**Given data**

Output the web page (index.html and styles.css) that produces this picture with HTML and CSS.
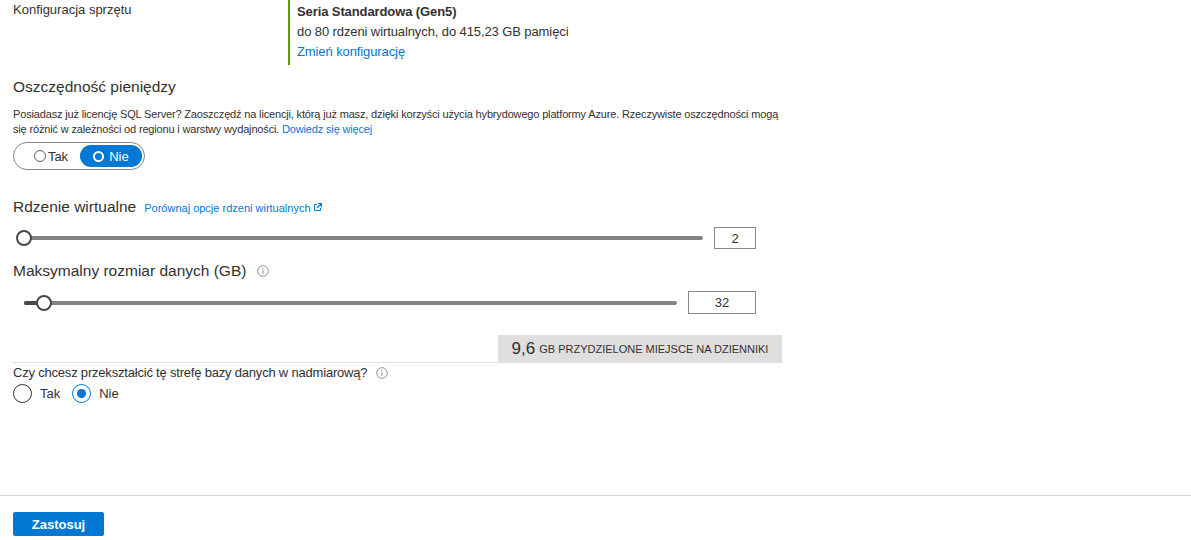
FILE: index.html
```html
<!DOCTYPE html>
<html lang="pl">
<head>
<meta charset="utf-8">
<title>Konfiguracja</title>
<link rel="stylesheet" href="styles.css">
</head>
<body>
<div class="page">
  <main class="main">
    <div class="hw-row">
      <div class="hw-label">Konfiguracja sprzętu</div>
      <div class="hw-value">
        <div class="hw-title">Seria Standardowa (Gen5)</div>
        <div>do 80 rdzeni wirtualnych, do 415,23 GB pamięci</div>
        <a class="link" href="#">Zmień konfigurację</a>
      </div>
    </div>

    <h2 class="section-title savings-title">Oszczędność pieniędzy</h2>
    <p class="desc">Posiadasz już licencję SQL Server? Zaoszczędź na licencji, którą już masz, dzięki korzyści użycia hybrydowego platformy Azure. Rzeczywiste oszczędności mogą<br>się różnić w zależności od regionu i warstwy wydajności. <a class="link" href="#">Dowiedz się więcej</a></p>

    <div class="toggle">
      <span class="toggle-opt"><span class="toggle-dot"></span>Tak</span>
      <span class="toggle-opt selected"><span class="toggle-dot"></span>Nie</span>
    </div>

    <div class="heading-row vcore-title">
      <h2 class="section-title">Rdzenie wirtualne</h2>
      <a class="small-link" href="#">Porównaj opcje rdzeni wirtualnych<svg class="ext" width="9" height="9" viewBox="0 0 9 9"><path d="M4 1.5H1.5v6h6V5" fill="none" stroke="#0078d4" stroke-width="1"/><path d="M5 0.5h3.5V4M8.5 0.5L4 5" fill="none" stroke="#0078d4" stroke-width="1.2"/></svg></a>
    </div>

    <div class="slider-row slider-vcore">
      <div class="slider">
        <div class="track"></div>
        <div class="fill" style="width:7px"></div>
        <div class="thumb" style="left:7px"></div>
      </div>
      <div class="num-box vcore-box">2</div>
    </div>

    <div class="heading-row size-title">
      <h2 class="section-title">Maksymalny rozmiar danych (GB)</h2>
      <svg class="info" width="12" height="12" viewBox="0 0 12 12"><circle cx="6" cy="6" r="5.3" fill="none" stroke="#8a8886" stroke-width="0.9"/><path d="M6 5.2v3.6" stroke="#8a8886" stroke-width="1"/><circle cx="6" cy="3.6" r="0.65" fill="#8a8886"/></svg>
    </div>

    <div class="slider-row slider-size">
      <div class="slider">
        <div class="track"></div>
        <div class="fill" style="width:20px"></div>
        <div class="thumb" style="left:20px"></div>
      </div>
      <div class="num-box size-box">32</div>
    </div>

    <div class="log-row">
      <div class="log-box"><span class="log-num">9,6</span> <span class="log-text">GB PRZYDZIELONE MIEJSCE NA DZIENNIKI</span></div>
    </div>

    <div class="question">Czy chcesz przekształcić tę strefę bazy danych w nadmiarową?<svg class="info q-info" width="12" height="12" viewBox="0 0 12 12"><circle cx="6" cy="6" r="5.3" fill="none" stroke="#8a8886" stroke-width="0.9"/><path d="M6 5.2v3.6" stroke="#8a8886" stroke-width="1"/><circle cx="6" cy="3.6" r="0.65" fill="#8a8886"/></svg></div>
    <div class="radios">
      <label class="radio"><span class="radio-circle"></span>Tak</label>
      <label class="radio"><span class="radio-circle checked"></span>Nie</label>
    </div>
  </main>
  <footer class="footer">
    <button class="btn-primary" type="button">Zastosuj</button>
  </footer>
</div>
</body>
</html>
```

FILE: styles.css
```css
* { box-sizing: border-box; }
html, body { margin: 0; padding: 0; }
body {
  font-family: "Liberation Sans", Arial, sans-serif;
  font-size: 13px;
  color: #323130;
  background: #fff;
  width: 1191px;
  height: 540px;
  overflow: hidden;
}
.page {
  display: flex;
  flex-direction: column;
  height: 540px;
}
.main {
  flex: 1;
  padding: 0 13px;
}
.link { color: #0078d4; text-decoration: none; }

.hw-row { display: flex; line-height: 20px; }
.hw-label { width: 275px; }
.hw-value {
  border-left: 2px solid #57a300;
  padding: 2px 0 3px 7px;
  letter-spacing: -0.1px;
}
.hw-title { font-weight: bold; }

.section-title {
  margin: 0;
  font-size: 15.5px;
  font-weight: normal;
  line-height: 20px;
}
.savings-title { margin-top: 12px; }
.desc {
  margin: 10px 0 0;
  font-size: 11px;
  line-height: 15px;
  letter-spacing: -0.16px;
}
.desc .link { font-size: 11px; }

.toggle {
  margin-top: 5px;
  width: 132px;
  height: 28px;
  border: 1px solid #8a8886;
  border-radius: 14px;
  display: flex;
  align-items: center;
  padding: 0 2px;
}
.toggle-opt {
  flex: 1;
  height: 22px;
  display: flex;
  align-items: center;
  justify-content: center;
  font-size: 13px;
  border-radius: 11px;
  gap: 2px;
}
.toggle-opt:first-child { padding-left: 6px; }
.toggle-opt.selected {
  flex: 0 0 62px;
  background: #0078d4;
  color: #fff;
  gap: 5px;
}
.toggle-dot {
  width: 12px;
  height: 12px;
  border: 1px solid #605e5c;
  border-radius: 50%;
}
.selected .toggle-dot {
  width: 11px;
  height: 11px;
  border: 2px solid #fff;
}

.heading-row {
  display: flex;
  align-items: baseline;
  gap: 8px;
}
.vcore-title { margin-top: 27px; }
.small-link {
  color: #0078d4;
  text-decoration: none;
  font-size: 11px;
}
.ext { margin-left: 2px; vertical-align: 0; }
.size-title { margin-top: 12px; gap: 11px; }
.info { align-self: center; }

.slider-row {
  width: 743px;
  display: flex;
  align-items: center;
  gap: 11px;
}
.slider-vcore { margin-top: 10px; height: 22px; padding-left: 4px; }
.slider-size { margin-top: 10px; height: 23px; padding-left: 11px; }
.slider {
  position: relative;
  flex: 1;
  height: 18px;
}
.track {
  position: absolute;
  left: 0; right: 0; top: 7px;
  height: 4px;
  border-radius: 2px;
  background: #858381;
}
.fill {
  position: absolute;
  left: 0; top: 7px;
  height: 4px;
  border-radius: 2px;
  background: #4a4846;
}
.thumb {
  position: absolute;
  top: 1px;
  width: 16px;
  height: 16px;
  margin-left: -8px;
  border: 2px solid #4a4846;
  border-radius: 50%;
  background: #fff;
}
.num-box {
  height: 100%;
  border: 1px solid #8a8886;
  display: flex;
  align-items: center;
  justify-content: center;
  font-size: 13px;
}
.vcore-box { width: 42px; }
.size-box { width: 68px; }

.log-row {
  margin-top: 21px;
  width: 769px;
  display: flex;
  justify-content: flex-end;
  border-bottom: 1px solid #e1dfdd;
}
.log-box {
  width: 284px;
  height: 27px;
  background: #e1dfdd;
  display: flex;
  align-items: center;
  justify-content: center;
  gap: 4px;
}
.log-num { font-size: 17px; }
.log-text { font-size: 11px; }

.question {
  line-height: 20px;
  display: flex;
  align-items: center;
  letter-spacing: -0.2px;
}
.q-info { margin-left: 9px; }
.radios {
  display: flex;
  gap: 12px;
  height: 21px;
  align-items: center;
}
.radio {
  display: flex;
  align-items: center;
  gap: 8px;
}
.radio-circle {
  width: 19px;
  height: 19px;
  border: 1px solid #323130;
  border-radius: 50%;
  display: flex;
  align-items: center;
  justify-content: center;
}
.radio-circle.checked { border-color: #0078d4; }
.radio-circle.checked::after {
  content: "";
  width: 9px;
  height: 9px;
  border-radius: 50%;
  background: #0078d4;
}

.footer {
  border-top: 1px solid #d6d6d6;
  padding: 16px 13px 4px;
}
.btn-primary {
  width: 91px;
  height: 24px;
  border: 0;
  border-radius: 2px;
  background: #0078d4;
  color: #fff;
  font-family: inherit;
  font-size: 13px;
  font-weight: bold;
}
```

**Given task**
Pick out every line with the string "page" and copy it.

**Finished answer**
Output the web page (index.html and styles.css) that produces this picture with HTML and CSS.
<div class="page">
.page {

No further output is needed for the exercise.